Most states have a prescription drug monitoring program. Missouri is the sole laggard. But programs can be fig leaves, too. Most states do not require prescribers to check their drug databases.
For example, California’s program languished for years without adequate funding and no requirement that prescribers actually check it.
As the Pew report notes, the very first prescription monitoring programs started in California started back in 1939. And yet 77 years later, the state did not require prescribers to make use of the information. It was as if there were cameras recording shoplifting, armed robbery, even murders, and the police were refusing to use them as evidence.
It took repeated attempts in the state legislature and at the ballot box to finally pass a law in California last year that made it a requirement for all prescribers to check the state’s prescription drug database before writing new prescriptions.
This still is not the norm.
It wasn’t until 2009 that any state had a prescriber mandate. Nevada was the first. And it wasn’t until 2012 that Kentucky became the first state to enact what is known as a comprehensive mandate, meaning that all prescribers in the state now have to check the state’s prescription database before any initial opioid prescription. To date, just 13 states have such a mandate.
Do these programs work?
After a prescription drug monitoring program went into effect in Virginia, the Survey and Evaluation Research Laboratory (SERL) at the Virginia Commonwealth University surveyed prescribers in that state and found that it seemed to be encourage prescribers to be cautious when prescribing addictive drugs but did not prevent them from giving the patients the care they needed. A review by the University of Kentucky, part of an effort to improve its own drug program, described the Virginia findings this way:
Survey data also revealed that approximately one-third (36%) of physicians reported that over the past three years they had prescribed fewer Schedule II prescription drugs, citing increased media coverage and law enforcement activity as the main reasons. Of those physicians reporting decreased Scheduled II prescribing, over half (60%) indicated this change in prescribing had not impacted their ability to manage their patients’ pain while 31% percent indicated a negative impact on their ability to manage their patients’ pain.
Still, there was no requirement that prescribers check the database in Virginia at the time.
Look at what happened in Kentucky when it passed a law in April 2012 that required prescribers to enroll in and use its drug monitoring system, known as KASPER or Kentucky All Schedule Prescription Electronic Reporting. A review by the PDMP Center of Excellence at Brandeis University found that the law made a difference.

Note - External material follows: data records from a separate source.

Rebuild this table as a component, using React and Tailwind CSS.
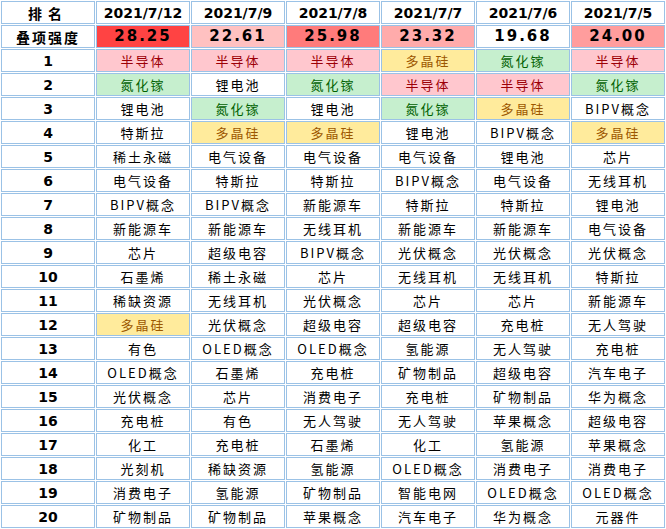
import React from 'react';

const dates = ['2021/7/12', '2021/7/9', '2021/7/8', '2021/7/7', '2021/7/6', '2021/7/5'];

const strength = [
  { v: '28.25', bg: 'bg-[#ff4343]' },
  { v: '22.61', bg: 'bg-[#ffc1c1]' },
  { v: '25.98', bg: 'bg-[#ff7b7b]' },
  { v: '23.32', bg: 'bg-[#ffabab]' },
  { v: '19.68', bg: 'bg-white' },
  { v: '24.00', bg: 'bg-[#ff9d9d]' },
];

const rows = [
  ['半导体', '半导体', '半导体', '多晶硅', '氮化镓', '半导体'],
  ['氮化镓', '锂电池', '氮化镓', '半导体', '半导体', '氮化镓'],
  ['锂电池', '氮化镓', '锂电池', '氮化镓', '多晶硅', 'BIPV概念'],
  ['特斯拉', '多晶硅', '多晶硅', '锂电池', 'BIPV概念', '多晶硅'],
  ['稀土永磁', '电气设备', '电气设备', '电气设备', '锂电池', '芯片'],
  ['电气设备', '特斯拉', '特斯拉', 'BIPV概念', '电气设备', '无线耳机'],
  ['BIPV概念', 'BIPV概念', '新能源车', '特斯拉', '特斯拉', '锂电池'],
  ['新能源车', '新能源车', '无线耳机', '新能源车', '新能源车', '电气设备'],
  ['芯片', '超级电容', 'BIPV概念', '光伏概念', '光伏概念', '光伏概念'],
  ['石墨烯', '稀土永磁', '芯片', '无线耳机', '无线耳机', '特斯拉'],
  ['稀缺资源', '无线耳机', '光伏概念', '芯片', '芯片', '新能源车'],
  ['多晶硅', '光伏概念', '超级电容', '超级电容', '充电桩', '无人驾驶'],
  ['有色', 'OLED概念', 'OLED概念', '氢能源', '无人驾驶', '充电桩'],
  ['OLED概念', '石墨烯', '充电桩', '矿物制品', '超级电容', '汽车电子'],
  ['光伏概念', '芯片', '消费电子', '充电桩', '矿物制品', '华为概念'],
  ['充电桩', '有色', '无人驾驶', '无人驾驶', '苹果概念', '超级电容'],
  ['化工', '充电桩', '石墨烯', '化工', '氢能源', '苹果概念'],
  ['光刻机', '稀缺资源', '氢能源', 'OLED概念', '消费电子', '消费电子'],
  ['消费电子', '氢能源', '矿物制品', '智能电网', 'OLED概念', 'OLED概念'],
  ['矿物制品', '矿物制品', '苹果概念', '汽车电子', '华为概念', '元器件'],
];

const cellStyle = (name) => {
  if (name === '半导体') return 'bg-[#ffc7ce] text-[#9c0006]';
  if (name === '氮化镓') return 'bg-[#c6efce] text-[#006100]';
  if (name === '多晶硅') return 'bg-[#ffeb9c] text-[#9c5700]';
  return 'bg-white text-black';
};

const td = 'h-[23px] p-0 border border-[#9bc2e6] text-center align-middle leading-none whitespace-nowrap overflow-hidden';
const cjk = "font-['Noto_Sans_CJK_SC',sans-serif]";
const latin = "font-['DejaVu_Sans','Noto_Sans_CJK_SC',sans-serif]";

export default function App() {
  return (
    <div className="w-[666px] h-[529px] bg-white overflow-hidden">
      <table className="w-[666px] table-fixed border-separate border-spacing-px">
        <tbody>
          <tr>
            <td className={`${td} ${cjk} text-[14px] font-bold tracking-[6px] text-black`}>排名</td>
            {dates.map((d) => (
              <td key={d} className={`${td} ${latin} text-[14px] font-bold text-black`}>
                {d}
              </td>
            ))}
          </tr>
          <tr>
            <td className={`${td} ${cjk} text-[14px] font-bold tracking-[2px] text-black`}>叠项强度</td>
            {strength.map((s, i) => (
              <td key={i} className={`${td} ${s.bg} ${latin} text-[15px] font-bold tracking-[2px] text-black`}>
                {s.v}
              </td>
            ))}
          </tr>
          {rows.map((r, i) => (
            <tr key={i}>
              <td className={`${td} ${latin} text-[14px] font-bold text-black`}>{i + 1}</td>
              {r.map((name, j) => (
                <td key={j} className={`${td} ${cellStyle(name)} ${cjk} text-[13px] tracking-[2px]`}>
                  {name}
                </td>
              ))}
            </tr>
          ))}
        </tbody>
      </table>
    </div>
  );
}
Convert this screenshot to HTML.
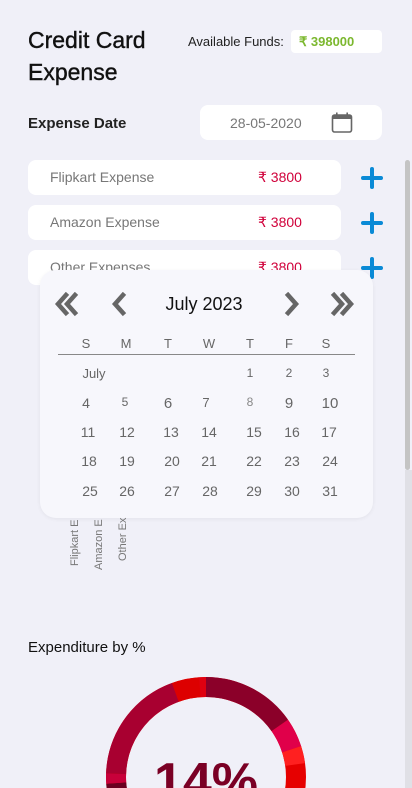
<!DOCTYPE html>
<html style="overflow:hidden;height:788px"><head><meta charset="utf-8"><style>
*{margin:0;padding:0;box-sizing:border-box}
body{width:412px;height:788px;overflow:hidden;background:#f0f0f8;font-family:"Liberation Sans",sans-serif;position:relative;color:#111}
.a{position:absolute}
.box{position:absolute;background:#fff;border-radius:8px}
.lbl{position:absolute;left:22px;top:9px;font-size:14px;color:#777}
.amt{position:absolute;left:230px;top:9px;font-size:14px;color:#d0003a}
.plus{position:absolute;width:22px;height:22px}
.plus:before{content:"";position:absolute;left:0;top:9px;width:22px;height:4px;background:#0a8ad6;border-radius:2px}
.plus:after{content:"";position:absolute;left:9px;top:0;width:4px;height:22px;background:#0a8ad6;border-radius:2px}
.cal{position:absolute;left:40px;top:270px;width:333px;height:248px;background:#f7f7fc;border-radius:16px;box-shadow:0 1px 4px rgba(0,0,0,.06)}
.d{position:absolute;font-size:14px;color:#666;transform:translateX(-50%)}
.v{position:absolute;font-size:11px;color:#777;transform:rotate(-90deg);transform-origin:left top;white-space:nowrap}
</style></head><body>
<div class="a" style="left:28px;top:24px;font-size:23px;line-height:32px;color:#111;-webkit-text-stroke:0.4px #111">Credit Card<br>Expense</div>
<div class="a" style="left:188px;top:34px;font-size:13px;color:#222">Available Funds:</div>
<div class="box" style="left:291px;top:30px;width:91px;height:23px;border-radius:4px"><span class="a" style="left:8px;top:4px;font-size:13px;font-weight:bold;color:#7cb82f">₹ 398000</span></div>
<div class="a" style="left:28px;top:115px;font-size:15px;font-weight:bold;color:#222">Expense Date</div>
<div class="box" style="left:200px;top:105px;width:182px;height:35px"><span class="a" style="left:30px;top:10px;font-size:14px;color:#777">28-05-2020</span>
<svg class="a" style="left:131px;top:7px" width="22" height="22" viewBox="0 0 22 22"><rect x="1.5" y="3" width="19" height="17" rx="2" fill="none" stroke="#666" stroke-width="1.6"/><rect x="1.5" y="3" width="19" height="4" fill="#666"/><rect x="5" y="0.5" width="1.6" height="4" fill="#666"/><rect x="15.4" y="0.5" width="1.6" height="4" fill="#666"/></svg></div>
<div class="box" style="left:28px;top:160px;width:313px;height:35px"><span class="lbl">Flipkart Expense</span><span class="amt">₹ 3800</span></div>
<div class="box" style="left:28px;top:205px;width:313px;height:35px"><span class="lbl">Amazon Expense</span><span class="amt">₹ 3800</span></div>
<div class="box" style="left:28px;top:250px;width:313px;height:35px"><span class="lbl">Other Expenses</span><span class="amt">₹ 3800</span></div>
<div class="plus" style="left:361px;top:167px"></div>
<div class="plus" style="left:361px;top:212px"></div>
<div class="plus" style="left:361px;top:257px"></div>
<div class="a" style="left:405px;top:160px;width:5px;height:310px;background:#c4c4c4;border-radius:3px"></div>
<div class="a" style="left:405px;top:470px;width:7px;height:318px;background:#e0e0e6"></div>
<div class="cal">
<svg class="a" style="left:14px;top:22px" width="300" height="26" viewBox="0 0 300 26">
<g fill="none" stroke="#666" stroke-width="4.5" stroke-linecap="square"><path d="M12 3 L4 12 L12 21 M21 3 L13 12 L21 21"/><path d="M69 3 L61 12 L69 21"/><path d="M234 3 L242 12 L234 21"/><path d="M280 3 L288 12 L280 21 M289 3 L297 12 L289 21"/></g></svg>
<div class="a" style="left:0;width:328px;text-align:center;top:24px;font-size:18px;color:#111">July 2023</div>
<div class="a" style="left:18px;top:84px;width:297px;height:1px;background:#888"></div>
<div style="position:absolute;left:0;top:66px;width:100%">
<span class="d" style="left:46px;font-size:13px">S</span><span class="d" style="left:86px;font-size:13px">M</span><span class="d" style="left:128px;font-size:13px">T</span><span class="d" style="left:169px;font-size:13px">W</span><span class="d" style="left:210px;font-size:13px">T</span><span class="d" style="left:249px;font-size:13px">F</span><span class="d" style="left:286px;font-size:13px">S</span></div>
<div style="position:absolute;left:0;top:96px;width:100%;font-size:13px">
<span class="d" style="left:54px;font-size:13px">July</span><span class="d" style="left:210px;font-size:12px">1</span><span class="d" style="left:249px;font-size:12px">2</span><span class="d" style="left:286px;font-size:12px">3</span></div>
<div style="position:absolute;left:0;top:125px;width:100%">
<span class="d" style="left:46px">4</span><span class="d" style="left:85px;font-size:12px">5</span><span class="d" style="left:128px;font-size:15px">6</span><span class="d" style="left:166px;font-size:13px">7</span><span class="d" style="left:210px;font-size:12px;color:#888">8</span><span class="d" style="left:249px;font-size:15px">9</span><span class="d" style="left:290px;font-size:15px">10</span></div>
<div style="position:absolute;left:0;top:154px;width:100%">
<span class="d" style="left:48px">11</span><span class="d" style="left:87px">12</span><span class="d" style="left:131px">13</span><span class="d" style="left:169px">14</span><span class="d" style="left:214px">15</span><span class="d" style="left:252px">16</span><span class="d" style="left:289px">17</span></div>
<div style="position:absolute;left:0;top:183px;width:100%">
<span class="d" style="left:49px">18</span><span class="d" style="left:87px">19</span><span class="d" style="left:132px">20</span><span class="d" style="left:169px">21</span><span class="d" style="left:214px">22</span><span class="d" style="left:252px">23</span><span class="d" style="left:290px">24</span></div>
<div style="position:absolute;left:0;top:213px;width:100%">
<span class="d" style="left:50px">25</span><span class="d" style="left:87px">26</span><span class="d" style="left:132px">27</span><span class="d" style="left:170px">28</span><span class="d" style="left:214px">29</span><span class="d" style="left:252px">30</span><span class="d" style="left:290px">31</span></div>
</div>
<div class="v" style="left:69px;top:566px">Flipkart E</div>
<div class="v" style="left:93px;top:570px">Amazon E</div>
<div class="v" style="left:117px;top:561px">Other Ex</div>
<div class="a" style="left:28px;top:639px;font-size:15px;color:#111">Expenditure by %</div>
<svg class="a" style="left:96px;top:667px" width="220" height="220" viewBox="0 0 220 220">
<g transform="rotate(-90 110 110)" fill="none" stroke-width="20">
<circle cx="110" cy="110" r="90" stroke="#e60000"/>
<circle cx="110" cy="110" r="90" stroke="#8b0029" stroke-dasharray="86.4 600" stroke-dashoffset="0"/>
<circle cx="110" cy="110" r="90" stroke="#e0004a" stroke-dasharray="26.7 600" stroke-dashoffset="-86.4"/>
<circle cx="110" cy="110" r="90" stroke="#ff2020" stroke-dasharray="15.7 600" stroke-dashoffset="-113.1"/>
<circle cx="110" cy="110" r="90" stroke="#6a0020" stroke-dasharray="40.8 600" stroke-dashoffset="-377"/>
<circle cx="110" cy="110" r="90" stroke="#c8003a" stroke-dasharray="9.4 600" stroke-dashoffset="-417.8"/>
<circle cx="110" cy="110" r="90" stroke="#a80030" stroke-dasharray="106.8 600" stroke-dashoffset="-427.2"/>
<circle cx="110" cy="110" r="90" stroke="#dd0000" stroke-dasharray="25.1 600" stroke-dashoffset="-534"/>
<circle cx="110" cy="110" r="90" stroke="#e00010" stroke-dasharray="6.4 600" stroke-dashoffset="-559.1"/>
</g></svg>
<div class="a" style="left:0;width:412px;text-align:center;top:752px;font-size:52px;font-weight:bold;color:#7a0025">14%</div>
</body></html>
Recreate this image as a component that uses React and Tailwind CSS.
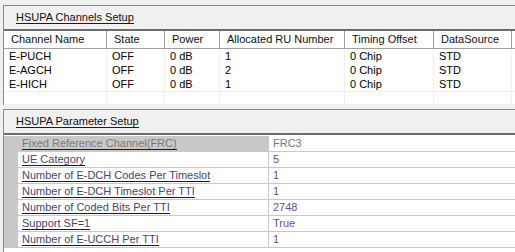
const channels = [
  ['E-PUCH', 'OFF', '0 dB', '1', '0 Chip', 'STD'],
  ['E-AGCH', 'OFF', '0 dB', '2', '0 Chip', 'STD'],
  ['E-HICH', 'OFF', '0 dB', '1', '0 Chip', 'STD'],
];

const columns = [
  { name: 'Channel Name', w: 'w-[103px]' },
  { name: 'State', w: 'w-[58px]' },
  { name: 'Power', w: 'w-[55px]' },
  { name: 'Allocated RU Number', w: 'w-[125px]' },
  { name: 'Timing Offset', w: 'w-[89px]' },
  { name: 'DataSource', w: 'w-[78px]' },
];

const params = [
  ['Fixed Reference Channel(FRC)', 'FRC3', true],
  ['UE Category', '5'],
  ['Number of E-DCH Codes Per Timeslot', '1'],
  ['Number of E-DCH Timeslot Per TTI', '1'],
  ['Number of Coded Bits Per TTI', '2748'],
  ['Support SF=1', 'True'],
  ['Number of E-UCCH Per TTI', '1'],
];

// link-style label: dark text, blue underline
function Link({ children }) {
  return <span className="inline-block leading-[12px] border-b border-[#0000ff]">{children}</span>;
}

function Header({ title }) {
  return (
    <div className="h-[25px] bg-[#f0f0f0] border-b-2 border-[#6d6d6d] flex items-center pl-[12px] text-[#111]">
      <Link>{title}</Link>
    </div>
  );
}

export default function App() {
  return (
    <div className="w-[515px] h-[252px] overflow-hidden bg-[#f0f0f0] pt-[5px] pl-[3px] font-['Liberation_Sans',sans-serif] text-[11px] leading-none text-black">
      <div className="border-t border-l border-[#8a8a8a] h-[100px] flex flex-col">
        <Header title="HSUPA Channels Setup" />
        <div className="flex-1 bg-white flex flex-col">
          <div className="flex h-[18px] border-b border-[#a0a0a0]">
            {columns.map((c) => (
              <div key={c.name} className={`${c.w} shrink-0 border-r border-[#a0a0a0] flex items-center pl-[7px] text-[#111] whitespace-nowrap`}>
                {c.name}
              </div>
            ))}
          </div>
          {channels.map((row) => (
            <div key={row[0]} className="flex h-[14px]">
              {row.map((v, i) => (
                <div key={i} className={`${columns[i].w} shrink-0 border-r border-[#f0f0f0] flex items-center pl-[5px]`}>
                  {v}
                </div>
              ))}
            </div>
          ))}
          <div className="flex h-[14px] border-t border-b border-[#f0f0f0]">
            {columns.map((c) => (
              <div key={c.name} className={`${c.w} shrink-0 border-r border-[#f0f0f0]`} />
            ))}
          </div>
        </div>
      </div>
      <div className="mt-[4px] border-t border-l border-[#8a8a8a] h-[200px] flex flex-col bg-white">
        <Header title="HSUPA Parameter Setup" />
        <div className="mt-[1px]">
          {params.map(([name, value, ro]) => (
            <div key={name} className="flex h-[16px]">
              <div className="w-[14px] shrink-0 bg-[#c8c8c8]" />
              <div className={`w-[250px] shrink-0 border-b border-[#c8c8c8] flex items-center pl-[4px] ${ro ? 'bg-[#c8c8c8] text-[#7a7a7a]' : 'bg-white text-[#4a4470]'}`}>
                <Link>{name}</Link>
              </div>
              <div className={`flex-1 border-l border-b border-[#c8c8c8] flex items-center pl-[4px] ${ro ? 'text-[#7a7488]' : 'text-[#6c4d8c]'}`}>
                {value}
              </div>
            </div>
          ))}
        </div>
      </div>
    </div>
  );
}
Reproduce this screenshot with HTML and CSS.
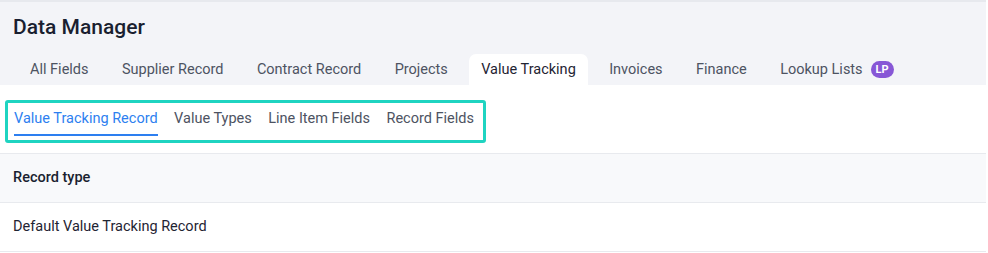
FILE: index.html
```html
<!DOCTYPE html>
<html lang="en">
<head>
    <meta charset="UTF-8">
    <meta name="viewport" content="width=device-width, initial-scale=1.0">
    <title>Data Manager</title>
    <link rel="stylesheet" href="styles.css">
</head>
<body>

<div class="page">
    <div class="header">
        <h1>Data Manager</h1>
        <div class="tabs">
            <div class="tab">All Fields</div>
            <div class="tab">Supplier Record</div>
            <div class="tab">Contract Record</div>
            <div class="tab">Projects</div>
            <div class="tab active">Value Tracking</div>
            <div class="tab">Invoices</div>
            <div class="tab">Finance</div>
            <div class="tab">Lookup Lists <span class="badge">LP</span></div>
        </div>
    </div>

    <div class="subnav">
        <div class="subtabs">
            <div class="subtab active">Value Tracking Record</div>
            <div class="subtab">Value Types</div>
            <div class="subtab">Line Item Fields</div>
            <div class="subtab">Record Fields</div>
        </div>
    </div>

    <div class="table">
        <div class="row head">Record type</div>
        <div class="row">Default Value Tracking Record</div>
    </div>
</div>

</body>
</html>
```

FILE: styles.css
```css
body {
    margin: 0;
    font-family: Roboto, "Liberation Sans", Arial, sans-serif;
    font-size: 14.5px;
    color: #1f2433;
    background: #fff;
}
.page {
    width: 986px;
}
.header {
    background-color: #f3f4f8;
    border-top: 2px solid #e7e9ee;
    padding: 13px 0 0 0;
}
h1 {
    margin: 0 0 0 13px;
    font-size: 21px;
    font-weight: 500;
    line-height: 24px;
    color: #1a1f30;
}
.tabs {
    display: flex;
    gap: 9.4px;
    margin-top: 15px;
    padding-left: 18px;
}
.tab {
    display: flex;
    align-items: center;
    height: 31px;
    padding: 0 12px;
    color: #4d5362;
    border-radius: 7px 7px 0 0;
}
.tab.active {
    background: #fff;
    color: #1f2433;
}
.badge {
    display: inline-block;
    margin-left: 8px;
    padding: 0 5px;
    height: 17px;
    line-height: 17px;
    border-radius: 9px;
    background: #8757d6;
    color: #fff;
    font-size: 11px;
    font-weight: 700;
}
.subnav {
    padding: 15px 0 10px 5px;
    border-bottom: 1px solid #e8eaee;
}
.subtabs {
    display: inline-flex;
    gap: 16.5px;
    padding: 0 9px 4px 6px;
    border: 3px solid #1fd4c1;
    border-radius: 3px;
}
.subtab {
    height: 33px;
    padding-top: 7px;
    box-sizing: border-box;
    color: #4d5362;
}
.subtab.active {
    color: #2d7ff0;
    border-bottom: 2px solid #2d7ff0;
}
.table .row {
    height: 48px;
    line-height: 48px;
    padding-left: 13px;
    border-bottom: 1px solid #e8eaee;
}
.table .row.head {
    background: #f8f9fb;
    font-weight: 500;
    color: #1a1f30;
}
```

The new law mandated that prescribers check KASPER before prescribing any Schedule II drugs or for any hydrocodone products in Schedule III. Enrollment by prescribers shot up, from 7,911 registered users before the law to 25,409 by the end of July 2013. Those users really did use the system, too. The total number of KASPER prescription histories requested by users went up from 811,000 before the law to 4.6 million by 2013.
Addictive drug prescriptions went down, too. From August 2011 to July 2012, there were 7.4 million doses prescribed. And from August 2012 to July 2013, there were 6.9 million doses prescribed, a drop of 8.5 percent. That included a 10.3 percent decline in hydrocodone prescriptions and an 11.6 percent decline in oxycodone prescriptions.
The mandates are just one of many ways to make drug prescriptions safer, according to the Pew report. I’ll explore more possible solutions in future posts.